The first is, in substance, that admitting all that the evidence tends to prove, there can be no cause of action, and in connection therewith the court erred in not excluding the evidence from the jury and in not sustaining the demurrer to the declaration and in not giving appellant’s sixteenth refused instruction.

The two first points were waived by appellant. The first by pleading over, and the second by introducing evidence and not renewing his motion to exclude at the end of the trial.

The 16th instruction is to the effect that “if the jury believed from the evidence that appellee got out of her conveyance, and while standing in the street sustained the injury complained of, by reason of a runaway horse attached to a buggy going westward on the street, for which runaway the city was not responsible, then-the court instructs you that you should find the issues for defendant.”

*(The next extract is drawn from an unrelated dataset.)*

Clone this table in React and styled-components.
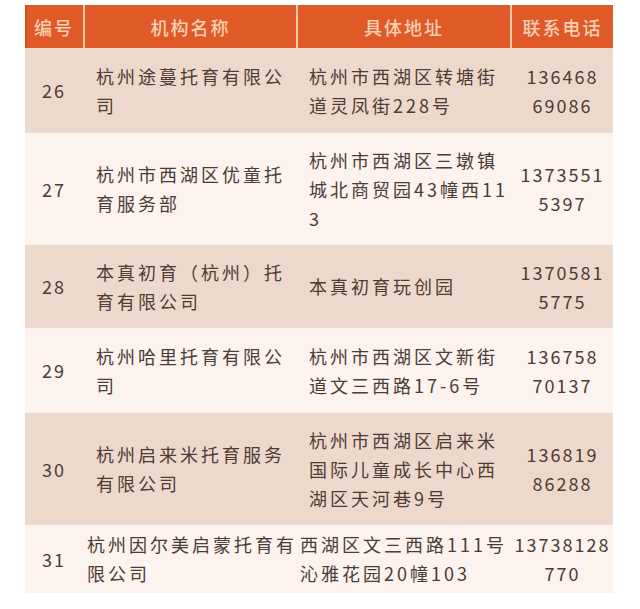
import React from "react";
import styled, { createGlobalStyle } from "styled-components";

const Global = createGlobalStyle`
  html, body { margin: 0; padding: 0; background: #ffffff; }
  body { font-family: "Noto Sans CJK SC", "Noto Sans", sans-serif; }
`;

const Page = styled.div`
  width: 640px;
  height: 609px;
  padding: 5px 0 0 25px;
  box-sizing: border-box;
  background: #ffffff;
`;

const Table = styled.div`
  width: 588px;
  display: flex;
  flex-direction: column;
`;

const cols = "58px 211px 212px 101px";

const HeadRow = styled.div`
  display: grid;
  grid-template-columns: ${cols};
  column-gap: 2px;
  height: 43px;
  background: #f6c8ab;
`;

const HeadCell = styled.div`
  background: #e05a28;
  color: #f9d0b3;
  font-size: 18px;
  letter-spacing: 2px;
  font-weight: 500;
  display: flex;
  align-items: center;
  justify-content: center;
  &:first-child { box-shadow: inset 2px 0 0 #cf4d1e; }
`;

const Row = styled.div`
  display: grid;
  grid-template-columns: ${cols};
  column-gap: 2px;
  height: ${(p) => p.$h}px;
  background: ${(p) => (p.$dark ? "#edd9cb" : "#fcf2ee")};
  color: #4b3c35;
  font-size: 18px;
`;

const Cell = styled.div`
  display: flex;
  flex-direction: column;
  justify-content: center;
  align-items: ${(p) => (p.$center ? "center" : "flex-start")};
  padding: 0 ${(p) => (p.$center ? 0 : p.$tight ? 2 : 11)}px;
  line-height: 29px;
  letter-spacing: ${(p) => (p.$digits ? 2 : 3)}px;
  white-space: nowrap;
  overflow: hidden;
`;

const Line = styled.span`
  display: block;
`;

const rows = [
  { no: "26", h: 85, dark: true, name: ["杭州途蔓托育有限公", "司"], addr: ["杭州市西湖区转塘街", "道灵凤街228号"], tel: ["136468", "69086"] },
  { no: "27", h: 112, dark: false, name: ["杭州市西湖区优童托", "育服务部"], addr: ["杭州市西湖区三墩镇", "城北商贸园43幢西11", "3"], tel: ["1373551", "5397"] },
  { no: "28", h: 83, dark: true, name: ["本真初育（杭州）托", "育有限公司"], addr: ["本真初育玩创园"], tel: ["1370581", "5775"] },
  { no: "29", h: 85, dark: false, name: ["杭州哈里托育有限公", "司"], addr: ["杭州市西湖区文新街", "道文三西路17-6号"], tel: ["136758", "70137"] },
  { no: "30", h: 112, dark: true, name: ["杭州启来米托育服务", "有限公司"], addr: ["杭州市西湖区启来米", "国际儿童成长中心西", "湖区天河巷9号"], tel: ["136819", "86288"] },
  { no: "31", h: 68, dark: false, tight: true, name: ["杭州因尔美启蒙托育有", "限公司"], addr: ["西湖区文三西路111号", "沁雅花园20幢103"], tel: ["13738128", "770"] },
];

const Lines = ({ items }) => items.map((t, i) => <Line key={i}>{t}</Line>);

export default function App() {
  return (
    <>
      <Global />
      <Page>
        <Table>
          <HeadRow>
            <HeadCell>编号</HeadCell>
            <HeadCell>机构名称</HeadCell>
            <HeadCell>具体地址</HeadCell>
            <HeadCell>联系电话</HeadCell>
          </HeadRow>
          {rows.map((r) => (
            <Row key={r.no} $h={r.h} $dark={r.dark}>
              <Cell $center $digits>{r.no}</Cell>
              <Cell $tight={r.tight}><Lines items={r.name} /></Cell>
              <Cell $tight={r.tight}><Lines items={r.addr} /></Cell>
              <Cell $center $digits><Lines items={r.tel} /></Cell>
            </Row>
          ))}
        </Table>
      </Page>
    </>
  );
}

Inferentially it is also argued that the evidence fails to support the verdict as to the obstruction in the street, and that the appellee' was not in the exercise of due care at the time the injury was received. As to these last objections we think that the evidence abundantly shows that the street was obstructed in an unreasonable manner by allowing the electric railway track to be and remain so that the ties and rails were so far above the ground as to prevent crossing without great danger with vehicles, and especially a sleigh or cutter, such as the appellee wTas driving, and thus leaving an unreasonably narrow street on each side the track, and also that appellee was in the exercise of care and caution for her own safety'at the time of the accident.

The main argument of appellant for reversal is directed to one proposition, namely, that if, subsequently to the original wrongful act a new cause intervened, of itself sufficient to stand as the cause of the injury, the former must be considered too remote, unless the original wrongful act was in and of itself a violation of some law or ordinance. It is insisted the undisputed facts in this case bring it within the above rules, and that in legal contemplation the condition of the appellant’s street, however dangerous it may have been, was not the cause of the appellee’s injury, but that the direct cause was the running away of the horse attached to the buggy.

Before we can fairly consider this proposition it will be necessary to consider the facts as the evidence tends sufficiently to show them.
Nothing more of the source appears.